*Direction*:
Write out the material again word for word, dropping any images it holds.

*Data excerpt*:
START
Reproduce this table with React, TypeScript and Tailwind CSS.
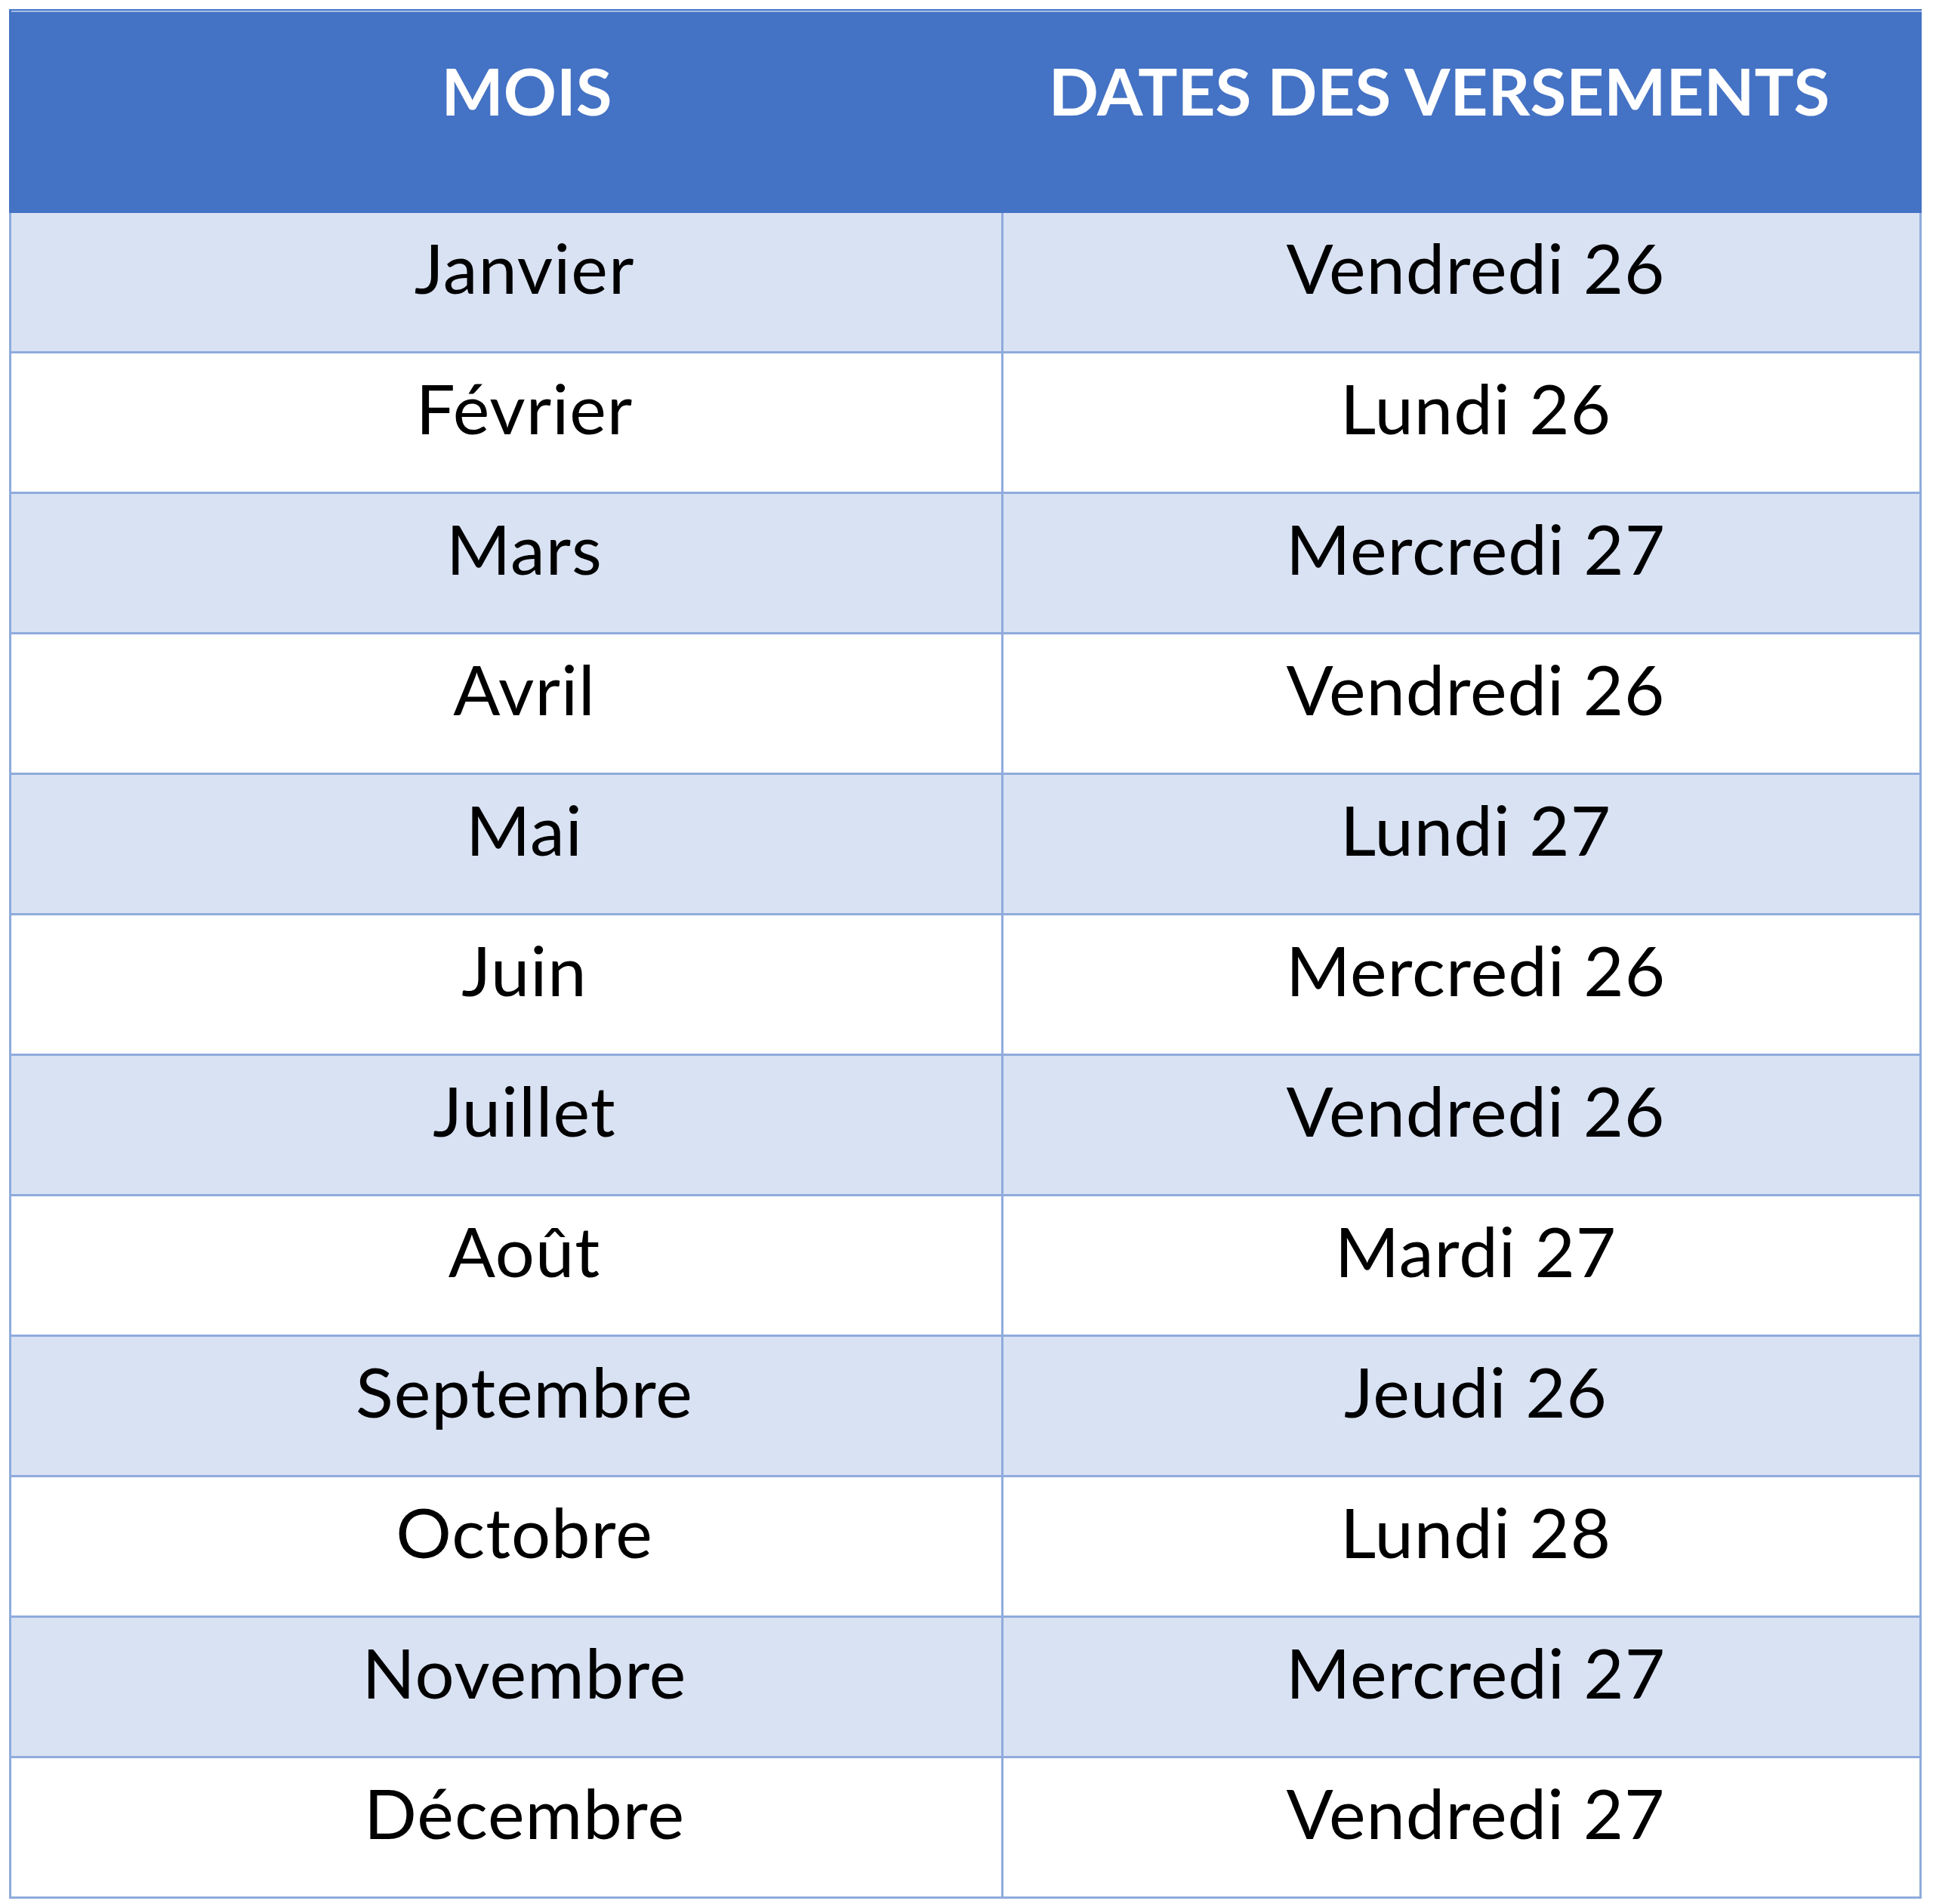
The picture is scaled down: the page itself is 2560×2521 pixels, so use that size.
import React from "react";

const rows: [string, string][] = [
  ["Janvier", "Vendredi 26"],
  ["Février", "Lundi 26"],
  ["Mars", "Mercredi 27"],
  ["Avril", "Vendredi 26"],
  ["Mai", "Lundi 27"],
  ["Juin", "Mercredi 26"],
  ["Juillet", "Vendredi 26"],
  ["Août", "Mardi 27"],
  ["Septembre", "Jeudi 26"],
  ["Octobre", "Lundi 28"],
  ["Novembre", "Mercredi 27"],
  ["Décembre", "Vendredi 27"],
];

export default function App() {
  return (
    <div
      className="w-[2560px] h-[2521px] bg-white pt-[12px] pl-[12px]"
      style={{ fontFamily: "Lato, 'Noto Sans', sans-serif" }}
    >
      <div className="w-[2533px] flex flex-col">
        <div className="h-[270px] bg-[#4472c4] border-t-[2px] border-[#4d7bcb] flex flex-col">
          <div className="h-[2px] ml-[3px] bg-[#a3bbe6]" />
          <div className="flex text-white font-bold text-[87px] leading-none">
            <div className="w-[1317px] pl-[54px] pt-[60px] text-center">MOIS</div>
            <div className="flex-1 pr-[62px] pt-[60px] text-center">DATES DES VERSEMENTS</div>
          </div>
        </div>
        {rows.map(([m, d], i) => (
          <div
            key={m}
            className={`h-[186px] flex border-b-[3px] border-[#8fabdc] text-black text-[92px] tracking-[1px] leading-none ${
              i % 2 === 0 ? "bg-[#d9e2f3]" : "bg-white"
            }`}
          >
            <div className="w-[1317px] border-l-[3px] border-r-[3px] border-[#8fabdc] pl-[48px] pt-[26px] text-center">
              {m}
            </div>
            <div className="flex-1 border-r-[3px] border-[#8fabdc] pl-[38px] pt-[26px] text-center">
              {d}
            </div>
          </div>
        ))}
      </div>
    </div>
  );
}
END
*Written solution*:
Reproduce this table with React, TypeScript and Tailwind CSS.
The picture is scaled down: the page itself is 2560×2521 pixels, so use that size.
import React from "react";

const rows: [string, string][] = [
  ["Janvier", "Vendredi 26"],
  ["Février", "Lundi 26"],
  ["Mars", "Mercredi 27"],
  ["Avril", "Vendredi 26"],
  ["Mai", "Lundi 27"],
  ["Juin", "Mercredi 26"],
  ["Juillet", "Vendredi 26"],
  ["Août", "Mardi 27"],
  ["Septembre", "Jeudi 26"],
  ["Octobre", "Lundi 28"],
  ["Novembre", "Mercredi 27"],
  ["Décembre", "Vendredi 27"],
];

export default function App() {
  return (
    <div
      className="w-[2560px] h-[2521px] bg-white pt-[12px] pl-[12px]"
      style={{ fontFamily: "Lato, 'Noto Sans', sans-serif" }}
    >
      <div className="w-[2533px] flex flex-col">
        <div className="h-[270px] bg-[#4472c4] border-t-[2px] border-[#4d7bcb] flex flex-col">
          <div className="h-[2px] ml-[3px] bg-[#a3bbe6]" />
          <div className="flex text-white font-bold text-[87px] leading-none">
            <div className="w-[1317px] pl-[54px] pt-[60px] text-center">MOIS</div>
            <div className="flex-1 pr-[62px] pt-[60px] text-center">DATES DES VERSEMENTS</div>
          </div>
        </div>
        {rows.map(([m, d], i) => (
          <div
            key={m}
            className={`h-[186px] flex border-b-[3px] border-[#8fabdc] text-black text-[92px] tracking-[1px] leading-none ${
              i % 2 === 0 ? "bg-[#d9e2f3]" : "bg-white"
            }`}
          >
            <div className="w-[1317px] border-l-[3px] border-r-[3px] border-[#8fabdc] pl-[48px] pt-[26px] text-center">
              {m}
            </div>
            <div className="flex-1 border-r-[3px] border-[#8fabdc] pl-[38px] pt-[26px] text-center">
              {d}
            </div>
          </div>
        ))}
      </div>
    </div>
  );
}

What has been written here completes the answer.